Troubleshooting Decoding Failures
- Confirm the symbology: Supported: EAN-13/8, UPC-A/E, Code 128, Code 39, ITF, Codabar, and QR. Not supported: Data Matrix, PDF417.
- Try different orientations: Rotate the code or device by 90° steps. For 1D barcodes, horizontal bars are easiest.
- Crop smarter: Crop around the barcode while keeping a thin white quiet zone. Don’t crop into the bars.
- Boost contrast: Improve lighting, avoid glare, aim for dark bars on a light background; for uploads, try grayscale with higher contrast.
- Watch for inverted colors: If bars are light on dark, re-photograph with more light or invert colors before uploading.
- Increase usable resolution: Move closer, use a higher-resolution photo, or switch to a better camera.
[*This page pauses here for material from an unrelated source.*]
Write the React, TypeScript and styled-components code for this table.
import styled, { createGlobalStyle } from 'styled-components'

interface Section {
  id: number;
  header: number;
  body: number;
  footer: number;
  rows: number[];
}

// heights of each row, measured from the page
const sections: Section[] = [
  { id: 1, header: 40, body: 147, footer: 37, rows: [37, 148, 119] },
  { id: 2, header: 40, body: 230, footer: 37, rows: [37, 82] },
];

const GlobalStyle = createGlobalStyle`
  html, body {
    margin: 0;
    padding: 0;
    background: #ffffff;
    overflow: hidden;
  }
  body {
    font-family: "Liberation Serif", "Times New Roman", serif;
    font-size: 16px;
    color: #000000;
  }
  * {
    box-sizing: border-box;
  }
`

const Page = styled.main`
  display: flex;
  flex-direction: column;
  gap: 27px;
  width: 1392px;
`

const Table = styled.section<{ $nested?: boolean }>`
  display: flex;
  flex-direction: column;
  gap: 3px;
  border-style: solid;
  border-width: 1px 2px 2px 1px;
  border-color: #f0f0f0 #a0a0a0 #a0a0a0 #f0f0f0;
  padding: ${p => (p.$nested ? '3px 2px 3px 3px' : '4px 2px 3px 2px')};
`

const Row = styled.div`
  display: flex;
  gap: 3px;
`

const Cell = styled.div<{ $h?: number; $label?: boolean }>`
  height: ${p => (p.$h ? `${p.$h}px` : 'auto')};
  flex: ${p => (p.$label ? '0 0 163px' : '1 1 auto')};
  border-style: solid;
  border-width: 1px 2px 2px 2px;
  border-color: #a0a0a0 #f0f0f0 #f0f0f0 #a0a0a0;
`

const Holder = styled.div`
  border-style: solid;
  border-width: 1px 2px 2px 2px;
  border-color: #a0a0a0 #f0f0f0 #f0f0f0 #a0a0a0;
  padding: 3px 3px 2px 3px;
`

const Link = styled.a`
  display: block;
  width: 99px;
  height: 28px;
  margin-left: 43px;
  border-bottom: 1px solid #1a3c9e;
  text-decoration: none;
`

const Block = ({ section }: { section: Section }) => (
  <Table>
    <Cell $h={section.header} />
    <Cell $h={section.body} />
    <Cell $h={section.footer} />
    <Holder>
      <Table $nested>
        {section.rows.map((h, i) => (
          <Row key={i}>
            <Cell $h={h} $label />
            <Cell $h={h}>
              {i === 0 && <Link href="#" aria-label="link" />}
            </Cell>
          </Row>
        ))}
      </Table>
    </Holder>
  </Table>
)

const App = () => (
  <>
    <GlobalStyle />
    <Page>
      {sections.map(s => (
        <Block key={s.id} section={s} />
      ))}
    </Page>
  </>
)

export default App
- Reduce skew/curvature: Flatten the label, square the camera to the code, or step back, then crop tighter.
- Check print quality and quiet zone: Smears, scratches, or missing quiet zones can prevent decoding. Try a cleaner sample.
- Validate data rules when relevant: Some formats have constraints (e.g., ITF even digits; Code 39 limited characters). Verify the code follows its rules.
- Device/browser variability: Try another device or browser. Enable torch; tap-to-focus and hold steady.
- Image uploads—orientation/processing: Rotate sideways photos before upload. Avoid heavy filters or noise reduction.
- Still stuck? Try a tighter crop, better lighting, and a second device. The code may be damaged or unsupported.
Privacy & On-Device Processing
This scanner runs entirely in your browser: camera frames and uploaded images never leave your device. Use it instantly—no sign-up and no tracking pixels. After the initial load, many browsers can run this tool even with a spotty or offline connection.